The paper, “Computer SCIENCE and Mathematics in the Elementary Schools” by Mike Fellows, is essentially a manifesto for this conference.

  • Elementary school students deserve to experience profound and imaginative mathematical ideas. Such ideas shouldn’t be reserved for graduate students.
  • Open unsolved problems are the creative drivers for mathematical activity, but children are taught a version of mathematics based almost entirely on correct answers.
  • Mathematics itself is an “interdisciplinary powerhouse.” The pursuit of mathematical ideas will open doorways and raise interesting questions in the sciences and humanities.

Mathematics popularization is a research area of basic interest.
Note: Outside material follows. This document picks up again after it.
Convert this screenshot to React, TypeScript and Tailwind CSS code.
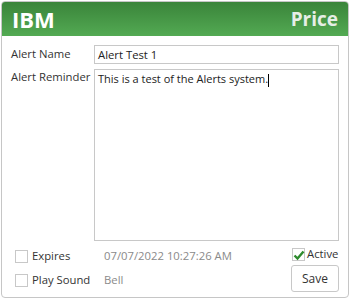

Exciting mathematical ideas will not find their way to children and their teachers without an effort on the part of mathematicians to communicate about them in accessible ways.

It is quite uncommon for a world class research scientist also to be heavily involved in popularizing basic principles in their discipline to K-12 children.

Mike Fellows, an Australian Professorial Fellow and Professor of Computer Science, is one of these rare scientists, and one of the organizers of this conference.

In the 1980s, Fellows started a project called MEGA-Math, with funding from the Computer Applications and Research Group at Los Alamos National Laboratory (US). His plan was to develop materials based around modern research in computer science and mathematics and have these materials used to make early education more exciting and engaging. Mike attributes his early popularizing efforts to volunteering in the elementary classrooms of his children at Apple Blossom Family School in Moscow, Idaho. Mike recalls hurrying from his job at the university to the primary school. He had just been teaching a topic on sorting in a graduate class, and decided to teach the same topic to the children. It was a huge success.

MEGA-Math ultimately led to Computer Science Unplugged! with Tim Bell, Mike Fellows and Ian Witten. Tim and Mike are Keynote speakers at the conference.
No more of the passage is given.